At the 5,000-foot level, the steep ground kicks back when you reach a more prominent ridge dividing Schilling Creek on your right and a creek the map does not name on your left. Follow a true bearing of 329 degrees into the alpine zone. For much of this leg you can stay on the ridge crest but, at an elevation of 5,160 feet, traverse under the ridge crest on steep east-facing slopes below a little peaklet (noted as point 5,490’ on the map). Keep traversing uphill and gradually regain the ridge crest.
At an elevation of 6,200 feet, head west and gain the upper south-facing ridge of Rock Mountain. Once on this ridge, head north to the 6,840-foot summit. There are usually big cornices capping this ridge, so stay well back from the edge next to the dwarf trees.
Descent. There are more lines than you’ll have energy to ski in the cirque below the peak. Yoyo a few. If you know the snow is stable, the west and southwest faces have some large slide paths that are dramatic ski lines as well. On the final descent, retrace your ascent route back to the trail.

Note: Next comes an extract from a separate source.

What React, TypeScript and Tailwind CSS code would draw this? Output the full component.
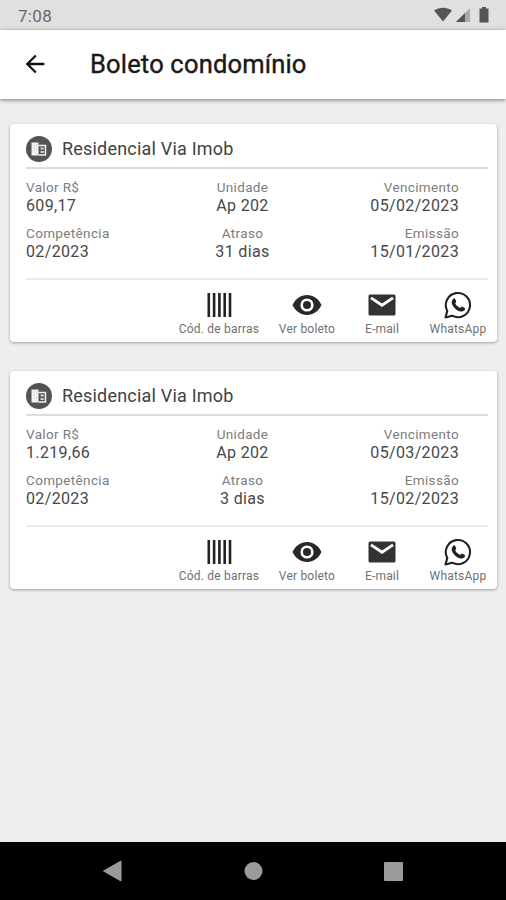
import React from 'react';
import { MdArrowBack } from 'react-icons/md';

interface Boleto {
  residencial: string;
  valor: string;
  unidade: string;
  vencimento: string;
  competencia: string;
  atraso: string;
  emissao: string;
}

const boletos: Boleto[] = [
  {
    residencial: 'Residencial Via Imob',
    valor: '609,17',
    unidade: 'Ap 202',
    vencimento: '05/02/2023',
    competencia: '02/2023',
    atraso: '31 dias',
    emissao: '15/01/2023',
  },
  {
    residencial: 'Residencial Via Imob',
    valor: '1.219,66',
    unidade: 'Ap 202',
    vencimento: '05/03/2023',
    competencia: '02/2023',
    atraso: '3 dias',
    emissao: '15/02/2023',
  },
];

const BuildingIcon = () => (
  <svg width="16" height="14" viewBox="0 0 16 14" fill="none">
    <path d="M0.500 0.500H7.500V13.500H0.500Z" fill="#f3f3f3" />
    <path d="M7.500 3.500H14.500V13H7.500" stroke="#f3f3f3" strokeWidth="1.500" />
    <path d="M9.500 5.500h3.300v2H9.500ZM9.500 9h3.300v2H9.500Z" fill="#cfcfcf" />
    <path d="M2.500 3.200h1.300M2.500 6h1.300M2.500 8.800h1.300M5 3.200h1M5 6h1M5 8.800h1" stroke="#ccc" />
  </svg>
);

const BarcodeIcon = () => (
  <svg width="25" height="24" viewBox="0 0 25 24" fill="#222">
    <path d="M0.500 0h2.600v24H0.500ZM5.800 0h2.600v24H5.800ZM11.100 0h2.600v24H11.100ZM16.400 0h2.600v24H16.400ZM21.700 0h2.600v24H21.700Z" />
  </svg>
);

const EyeIcon = () => (
  <svg width="30" height="22" viewBox="0 0 30 22">
    <path d="M0.500 11C3.500 4.700 8.800 1 15 1S26.500 4.700 29.500 11C26.500 17.300 21.200 21 15 21S3.500 17.300 0.500 11Z" fill="#282828" />
    <circle cx="15" cy="11" r="5.300" fill="#282828" stroke="white" strokeWidth="2.600" />
  </svg>
);

const MailIcon = () => (
  <svg width="28" height="22" viewBox="0 0 28 22" fill="none">
    <rect x="0.500" y="0.500" width="27" height="21" rx="1.500" fill="#333" />
    <path d="M3 3.800L14 11.200L25 3.800" stroke="white" strokeWidth="2.800" />
  </svg>
);

const WhatsAppIcon = () => (
  <svg width="28" height="28" viewBox="0 0 28 28" fill="none">
    <path
      d="M1.500 26.500L3.300 19.900A12.100 12.100 0 1 1 8.100 24.700Z"
      stroke="#222"
      strokeWidth="2.100"
      strokeLinejoin="round"
    />
    <path
      d="M9.300 7.700C10 7 10.900 7.100 11.200 7.900L12.200 10.300C12.500 11.100 11.200 12 11.300 12.600C12.300 14.600 13.900 16 16 16.900C16.700 17 17.300 15.500 18.100 15.600L20.700 16.900C21.400 17.300 21 18.800 20.200 19.600C18.800 20.900 16.800 20.900 14.600 19.900C11.500 18.500 9.200 16 8 13C7.300 11 7.700 9.100 9.300 7.700Z"
      fill="#222"
    />
  </svg>
);

const StatusBar = () => (
  <div className="flex h-[30px] shrink-0 items-center justify-between bg-[#e0e0e0] pl-[18px] pr-[16px] pt-0.5">
    <span className="text-[17px] leading-none tracking-[0.3px] text-[#686868]">7:08</span>
    <svg width="56" height="18" viewBox="0 0 56 18" fill="#555">
      {/* wifi */}
      <path d="M0 3.500C5.500 -0.300 12.500 -0.300 18 3.500L9 14.500Z" />
      {/* signal */}
      <path d="M36 1V15H22Z" fill="#aaa" />
      <path d="M31 6V15H22Z" />
      {/* battery */}
      <path d="M48 0h4v1.500h2.500v14h-9V1.500H48Z" />
    </svg>
  </div>
);

interface FieldProps {
  label: string;
  value: string;
  className?: string;
}

const Field: React.FC<FieldProps> = ({ label, value, className = '' }) => (
  <div className={`flex flex-col ${className}`}>
    <span className="text-[13.5px] leading-[17px] tracking-[0.35px] text-[#7c7c7c]">{label}</span>
    <span className="text-[16px] leading-[19px] tracking-[0.35px] text-[#484848]">{value}</span>
  </div>
);

interface ActionProps {
  label: string;
  className: string;
  children: React.ReactNode;
}

const Action: React.FC<ActionProps> = ({ label, className, children }) => (
  <button className={`flex flex-col items-center ${className}`}>
    <span className="flex h-[30px] items-center justify-center">{children}</span>
    <span className="mt-0.5 whitespace-nowrap text-[12px] leading-[15px] tracking-[0.2px] text-[#707070]">{label}</span>
  </button>
);

const BoletoCard: React.FC<{ boleto: Boleto }> = ({ boleto }) => (
  <div className="h-[218px] rounded-[4px] bg-white shadow-[0_1px_3px_rgba(0,0,0,0.35)]">
    {/* Header */}
    <div className="ml-4 mr-[9px] flex h-[45px] items-center border-b-2 border-[#dcdcdc] pt-[6px]">
      <span className="flex size-[26px] items-center justify-center rounded-full bg-[#535353]">
        <BuildingIcon />
      </span>
      <span className="ml-[10px] text-[18px] leading-6 tracking-[0.2px] text-[#424242]">{boleto.residencial}</span>
    </div>

    {/* Details */}
    <div className="ml-4 mr-[38px] grid h-[109px] grid-cols-3 content-start gap-y-[10px] pt-[10px]">
      <Field label="Valor R$" value={boleto.valor} />
      <Field label="Unidade" value={boleto.unidade} className="items-center" />
      <Field label="Vencimento" value={boleto.vencimento} className="items-end" />
      <Field label="Competência" value={boleto.competencia} />
      <Field label="Atraso" value={boleto.atraso} className="items-center" />
      <Field label="Emissão" value={boleto.emissao} className="items-end" />
    </div>

    {/* Actions */}
    <div className="ml-4 mr-[9px] h-[2px] bg-[#ececec]" />
    <div className="flex justify-end pt-[10px]">
      <Action label="Cód. de barras" className="w-[100px]">
        <BarcodeIcon />
      </Action>
      <Action label="Ver boleto" className="w-[76px]">
        <EyeIcon />
      </Action>
      <Action label="E-mail" className="w-[74px]">
        <MailIcon />
      </Action>
      <Action label="WhatsApp" className="w-[78px]">
        <WhatsAppIcon />
      </Action>
    </div>
  </div>
);

const NavBar = () => (
  <div className="h-[58px] shrink-0 bg-black">
    <svg width="506" height="58" viewBox="0 0 506 58" fill="#9b9b9b">
      <path d="M103.500 29L121 19V39Z" stroke="#9b9b9b" strokeLinejoin="round" />
      <circle cx="253.500" cy="29" r="9" />
      <rect x="384" y="20" width="19" height="19" rx="1" />
    </svg>
  </div>
);

const App = () => {
  return (
    <div className="flex h-[900px] w-[506px] flex-col overflow-hidden bg-[#eeeeee] font-['Roboto','Liberation_Sans',sans-serif]">
      <StatusBar />
      <header className="flex h-[69px] shrink-0 items-center bg-white pb-0.5 pl-[21px] shadow-[0_1px_4px_rgba(0,0,0,0.5)]">
        <MdArrowBack className="size-[28px] text-[#111]" />
        <h1 className="ml-[41px] text-[25.5px] font-normal leading-8 tracking-[0.18px] text-[#1a1a1a] [-webkit-text-stroke:0.4px_#1a1a1a]">
          Boleto condomínio
        </h1>
      </header>

      <main className="flex flex-1 flex-col gap-[29px] pl-[10px] pr-[9px] pt-[25px]">
        {boletos.map((boleto) => (
          <BoletoCard key={boleto.vencimento} boleto={boleto} />
        ))}
      </main>

      <NavBar />
    </div>
  );
};

export default App;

Permits. A Northwest Forest Pass is needed for parking during the hiking season. It’s questionable whether this is enforced in the off-season, but show the pass if you’ve got it.
Map. USGS 7.5-minute: Mount Howard. Also, see our ski map.
Trip Reporter and Date. Andy Dappen 3/15/2015.
Leave It Better Than You found It. This should be every user’s goal. You know the drill — leave no trash, pick up trash left by others, don’t cut switchbacks….
Disclaimer. Treat this information as recommendations, not gospel. Conditions change and those contributing these reports are volunteers–they may make mistakes or not know all the issues affecting a route. You are responsible for yourself, your actions, and your safety. If you won’t accept that responsibility, you are prohibited from using our information.